Facile, formulaic and utterly charm-free, “Homework” runs 84 minutes with nary a sincere emotional moment. Helmer Gavin Wiesen’s screenplay doesn’t add much to the disaffected-youth genre apart from a soulless gloss, and young Freddie Highmore, as the disaffected but artistically gifted George Zinavoy, is trapped in his own mannerisms, consistently reminding the viewer that he’s supposed to be playing someone special, yet never closing the argument. Sundance pickup by Fox Searchlight will ensure wide exposure, but word of mouth could stop pic in its tracks.
Set in upper Upper Manhattan, among a privileged society where high school students can drink hassle-free in bars, spend their evenings in nightclubs and morbidly obsess over mortality, “Homework” is an outsider story with an anemic rebel at its center. Yes, George defies all instruction at home and school, but his motivations are unclear, his passion all but absent. While sneaking a smoke one day (on his exclusive school’s roof deck), he meets the precocious Sally Howe (Emma Roberts), who sets him on an all-new course while setting his heart and hormones aflutter.
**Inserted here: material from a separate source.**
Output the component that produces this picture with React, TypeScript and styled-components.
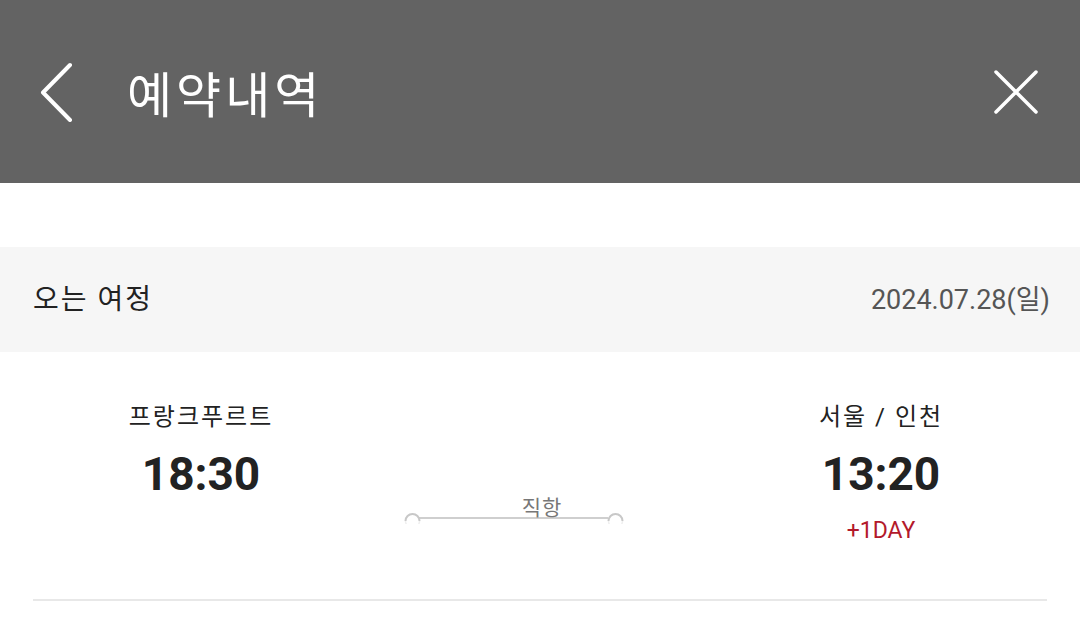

Sally lives with her promiscuous mother, Charlotte (Elizabeth Reaser), while George lives with his cloying mother, Vivian (Rita Wilson), and oppressive stepfather, Jack (Sam Robards). All in all, however, the problems of two little people — these two, anyway — don’t amount to a hill of beans in this crazy world, and “Homework” suggests a portrait of the artist as a young whiner. The relative insignificance of the problems facing these tortured characters isn’t offensive, exactly, but it’s terribly hard to care about people who lobby so insistently about their pain in a film that makes every effort to be so safe, slick and easily digestible.
Highmore is in a transitional phase between kid parts (“Charlie and the Chocolate Factory,” “August Rush”) and adult roles, but, as often happens with child actors, naturalness has been replaced with mannerism. As George, he telegraphs every mood and emotion, and Roberts is equally fussy and shallow. The one solid performance comes from Michael Angarano as an artist who, as George’s mentor, seems dangerously interested in Sally. Angarano’s solid perf renders the character far more sympathetic than he probably should be.
Production values are tops, especially Ben Kutchins’ shooting.